▶ What you will do: Return the lines where the word "components" occurs.

▶ Given data:
** Begin **

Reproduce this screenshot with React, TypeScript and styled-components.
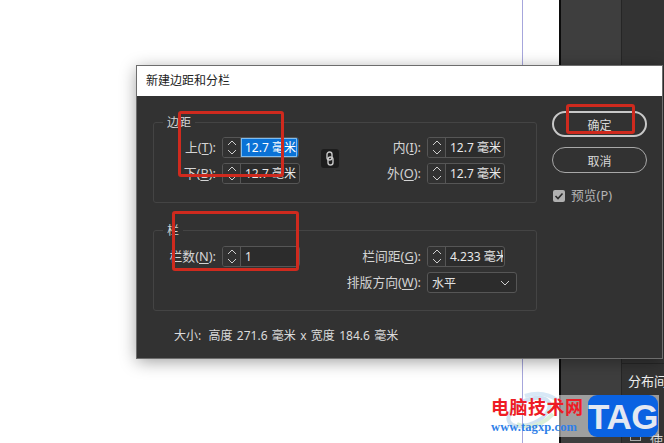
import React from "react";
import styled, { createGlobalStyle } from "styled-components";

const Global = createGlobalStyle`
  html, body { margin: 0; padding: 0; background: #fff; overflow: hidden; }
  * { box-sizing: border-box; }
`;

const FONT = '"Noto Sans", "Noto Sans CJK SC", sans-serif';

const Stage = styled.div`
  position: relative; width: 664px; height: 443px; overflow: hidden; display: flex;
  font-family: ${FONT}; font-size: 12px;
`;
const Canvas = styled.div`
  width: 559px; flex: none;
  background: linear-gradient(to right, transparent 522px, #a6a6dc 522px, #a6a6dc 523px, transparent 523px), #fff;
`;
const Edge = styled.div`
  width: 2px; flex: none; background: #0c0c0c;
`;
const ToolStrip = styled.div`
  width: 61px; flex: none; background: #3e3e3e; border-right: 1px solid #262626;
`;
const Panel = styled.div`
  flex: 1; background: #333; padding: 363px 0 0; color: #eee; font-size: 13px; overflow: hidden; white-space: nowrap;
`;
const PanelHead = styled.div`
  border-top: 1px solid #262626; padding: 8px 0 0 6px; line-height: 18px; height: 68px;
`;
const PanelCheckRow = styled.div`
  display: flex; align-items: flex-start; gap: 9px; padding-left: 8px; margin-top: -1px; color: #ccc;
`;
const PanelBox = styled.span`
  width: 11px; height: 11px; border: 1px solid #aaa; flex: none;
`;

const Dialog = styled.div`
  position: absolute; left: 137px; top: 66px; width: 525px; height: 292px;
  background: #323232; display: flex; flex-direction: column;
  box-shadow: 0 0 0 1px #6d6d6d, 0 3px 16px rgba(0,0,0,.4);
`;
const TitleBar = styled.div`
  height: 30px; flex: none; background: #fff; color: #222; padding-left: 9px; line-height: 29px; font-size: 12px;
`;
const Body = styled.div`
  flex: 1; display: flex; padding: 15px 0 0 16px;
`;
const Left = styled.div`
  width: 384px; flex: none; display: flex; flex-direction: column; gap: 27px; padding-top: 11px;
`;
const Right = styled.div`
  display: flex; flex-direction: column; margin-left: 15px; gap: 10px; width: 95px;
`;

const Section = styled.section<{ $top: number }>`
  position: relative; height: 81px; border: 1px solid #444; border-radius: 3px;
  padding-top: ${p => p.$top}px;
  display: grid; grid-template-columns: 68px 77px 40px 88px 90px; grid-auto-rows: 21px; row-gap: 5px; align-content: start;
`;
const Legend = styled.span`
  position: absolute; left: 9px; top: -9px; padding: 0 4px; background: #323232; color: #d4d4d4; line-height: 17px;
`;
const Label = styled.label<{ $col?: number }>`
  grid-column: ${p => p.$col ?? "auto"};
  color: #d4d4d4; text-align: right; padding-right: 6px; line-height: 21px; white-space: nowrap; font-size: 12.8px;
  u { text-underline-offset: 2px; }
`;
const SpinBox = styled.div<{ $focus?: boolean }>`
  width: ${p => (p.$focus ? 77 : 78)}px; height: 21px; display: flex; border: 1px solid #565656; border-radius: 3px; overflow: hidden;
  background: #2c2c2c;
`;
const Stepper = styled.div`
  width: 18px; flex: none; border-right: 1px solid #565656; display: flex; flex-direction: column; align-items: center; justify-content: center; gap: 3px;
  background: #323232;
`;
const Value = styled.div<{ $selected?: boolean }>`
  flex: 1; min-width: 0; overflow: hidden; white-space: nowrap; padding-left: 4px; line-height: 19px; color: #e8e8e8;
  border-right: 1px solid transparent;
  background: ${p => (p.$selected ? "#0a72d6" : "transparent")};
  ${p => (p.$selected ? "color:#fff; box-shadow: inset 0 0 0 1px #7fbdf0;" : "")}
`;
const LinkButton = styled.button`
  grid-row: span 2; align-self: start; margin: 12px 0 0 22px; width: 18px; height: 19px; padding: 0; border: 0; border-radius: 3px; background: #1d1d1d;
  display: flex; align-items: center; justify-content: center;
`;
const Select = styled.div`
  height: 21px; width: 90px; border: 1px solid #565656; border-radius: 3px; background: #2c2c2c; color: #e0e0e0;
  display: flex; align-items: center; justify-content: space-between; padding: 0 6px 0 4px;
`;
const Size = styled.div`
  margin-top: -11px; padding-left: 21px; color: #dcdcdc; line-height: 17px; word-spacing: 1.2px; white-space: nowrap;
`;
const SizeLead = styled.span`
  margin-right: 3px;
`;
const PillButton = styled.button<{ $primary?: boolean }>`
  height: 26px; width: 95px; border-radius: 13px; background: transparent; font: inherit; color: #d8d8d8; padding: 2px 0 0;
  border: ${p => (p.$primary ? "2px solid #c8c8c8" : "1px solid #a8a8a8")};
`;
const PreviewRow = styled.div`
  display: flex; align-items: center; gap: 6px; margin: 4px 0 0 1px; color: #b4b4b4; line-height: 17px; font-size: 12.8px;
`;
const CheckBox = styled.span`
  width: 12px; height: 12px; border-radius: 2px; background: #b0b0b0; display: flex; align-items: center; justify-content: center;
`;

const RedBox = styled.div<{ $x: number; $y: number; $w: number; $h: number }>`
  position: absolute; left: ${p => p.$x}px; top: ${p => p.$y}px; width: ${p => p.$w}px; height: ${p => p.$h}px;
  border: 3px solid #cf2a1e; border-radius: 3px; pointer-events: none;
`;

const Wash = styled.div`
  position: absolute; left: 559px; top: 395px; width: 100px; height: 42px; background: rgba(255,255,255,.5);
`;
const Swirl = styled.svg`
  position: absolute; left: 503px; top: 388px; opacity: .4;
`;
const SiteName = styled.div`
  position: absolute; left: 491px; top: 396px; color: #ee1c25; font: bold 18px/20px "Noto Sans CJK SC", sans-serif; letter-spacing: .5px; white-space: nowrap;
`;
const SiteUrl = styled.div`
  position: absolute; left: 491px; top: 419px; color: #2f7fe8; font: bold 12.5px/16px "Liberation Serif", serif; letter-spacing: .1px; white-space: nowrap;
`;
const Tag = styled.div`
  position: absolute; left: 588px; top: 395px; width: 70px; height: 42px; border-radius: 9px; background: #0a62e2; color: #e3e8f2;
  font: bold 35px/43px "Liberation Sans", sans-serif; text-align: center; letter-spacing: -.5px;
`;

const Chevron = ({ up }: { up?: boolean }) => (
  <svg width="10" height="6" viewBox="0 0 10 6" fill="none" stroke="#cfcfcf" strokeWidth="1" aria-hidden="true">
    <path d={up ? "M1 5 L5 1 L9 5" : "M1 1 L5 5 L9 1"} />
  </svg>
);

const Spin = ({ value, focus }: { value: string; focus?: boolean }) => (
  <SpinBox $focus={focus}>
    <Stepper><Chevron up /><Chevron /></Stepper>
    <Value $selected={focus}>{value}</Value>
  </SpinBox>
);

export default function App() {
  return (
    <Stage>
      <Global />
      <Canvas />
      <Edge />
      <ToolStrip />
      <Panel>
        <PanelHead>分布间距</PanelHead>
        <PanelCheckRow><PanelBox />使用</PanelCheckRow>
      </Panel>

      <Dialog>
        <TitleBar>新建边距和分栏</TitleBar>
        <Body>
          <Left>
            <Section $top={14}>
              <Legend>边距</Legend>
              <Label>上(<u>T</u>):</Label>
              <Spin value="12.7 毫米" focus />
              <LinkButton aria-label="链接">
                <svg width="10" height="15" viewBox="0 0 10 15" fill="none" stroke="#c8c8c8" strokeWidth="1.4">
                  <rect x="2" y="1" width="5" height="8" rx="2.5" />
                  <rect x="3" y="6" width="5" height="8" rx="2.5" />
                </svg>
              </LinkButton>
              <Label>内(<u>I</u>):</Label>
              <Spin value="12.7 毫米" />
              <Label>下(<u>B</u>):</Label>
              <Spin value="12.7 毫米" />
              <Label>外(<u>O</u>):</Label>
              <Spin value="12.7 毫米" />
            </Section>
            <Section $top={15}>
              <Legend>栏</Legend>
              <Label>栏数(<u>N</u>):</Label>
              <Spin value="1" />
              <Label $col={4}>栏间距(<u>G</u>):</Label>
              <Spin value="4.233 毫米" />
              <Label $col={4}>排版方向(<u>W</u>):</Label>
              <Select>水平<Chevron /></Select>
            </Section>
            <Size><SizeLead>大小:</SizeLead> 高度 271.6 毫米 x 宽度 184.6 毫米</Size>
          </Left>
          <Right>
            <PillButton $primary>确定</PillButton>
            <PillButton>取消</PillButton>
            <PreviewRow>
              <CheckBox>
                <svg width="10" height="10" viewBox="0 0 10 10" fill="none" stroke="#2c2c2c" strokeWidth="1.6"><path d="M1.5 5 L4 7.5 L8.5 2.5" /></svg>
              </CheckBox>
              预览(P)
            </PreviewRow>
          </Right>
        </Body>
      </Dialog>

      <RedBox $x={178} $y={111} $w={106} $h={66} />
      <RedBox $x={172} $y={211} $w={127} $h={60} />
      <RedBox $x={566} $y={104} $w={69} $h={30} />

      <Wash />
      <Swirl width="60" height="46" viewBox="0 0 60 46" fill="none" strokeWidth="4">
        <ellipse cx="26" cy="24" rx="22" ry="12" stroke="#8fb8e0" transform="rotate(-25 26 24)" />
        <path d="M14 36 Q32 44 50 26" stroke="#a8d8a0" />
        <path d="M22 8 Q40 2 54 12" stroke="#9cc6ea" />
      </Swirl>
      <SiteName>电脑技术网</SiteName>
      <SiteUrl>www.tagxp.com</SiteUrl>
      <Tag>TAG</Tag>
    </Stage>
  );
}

** End **

▶ Answer to this problem:
Reproduce this screenshot with React, TypeScript and styled-components.
import styled, { createGlobalStyle } from "styled-components";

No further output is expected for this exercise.